All of these people were put in place by either Theo or Ben Cherington, with very little in the way of contribution by president Dave Dombrowski. Even the staff was led by last year’s addition, Rick Porcello, and not Drombowski’s David Price. I obviously was wrong in that I thought he would make a key move as the season progressed but he never did. In fact, the smartest thing he did was to do little.
One of my bolder predictions was that Travis Shaw would be moved to first, and that the young Cuban sensation, Yoan Moncada, would take over at third. Although it seems likely he is their third baseman of the future, he was clearly not ready to hit major league pitching, registering something like nine strikeouts in a row at one point. Shaw did himself no favors with a so-so year of .244/16/71. In fact, although it was quickly squelched, there was recent speculation that Pablo Sandoval might actually return this season; showing you just where people’s heads are at regarding this position.
Of course, much of my prediction was based on the assumption that Ramirez was done, but his .288/29/110, went a long way to undermining that prediction as well as helping to power Boston’s offense.
I thought the the division was going to be tighter from top to bottom, with only a few games separating one from five, and that everyone would be above .500. I wasn’t totally off as the battle for first–as well as for the Wild Card–went well into September. Given that the two WC teams may actually come from that division, gives hope that the “Beast that is the East” has returned. We shall see.

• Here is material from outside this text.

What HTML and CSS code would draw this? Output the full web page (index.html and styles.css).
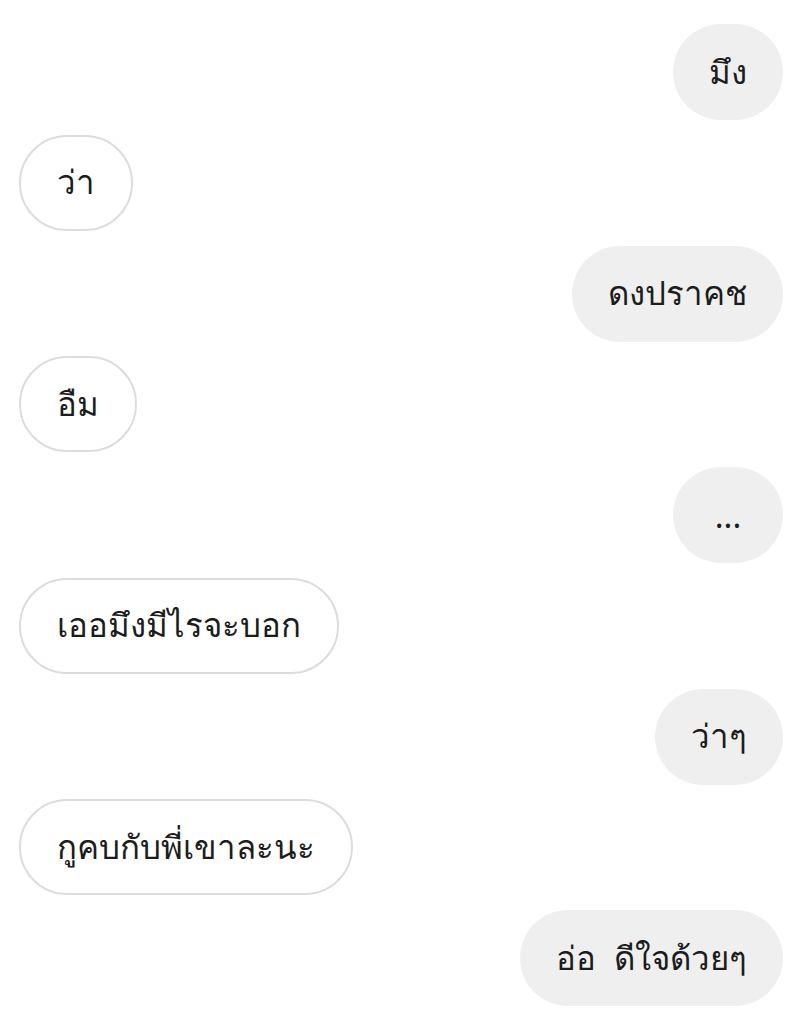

There were a few totally forgotten individuals who I thought might have contributed, who totally fell out of the picture, namely Rusney Castillo and Allen Craig. Neither of them made as much as a ripple in the big pond this year, and appear they never will again. For awhile, I thought Joe Kelly was following them, but he has come on to be a decent bullpen addition (Game 2 excluded) although it’s unclear if he will be on the playoff roster.
But so much for looking backward. When I get a chance, I will tell you just how far they will go in the playoffs. But let’s face it, the national media is hoping they face the Cubs in the series. Those stories are just going to write themselves.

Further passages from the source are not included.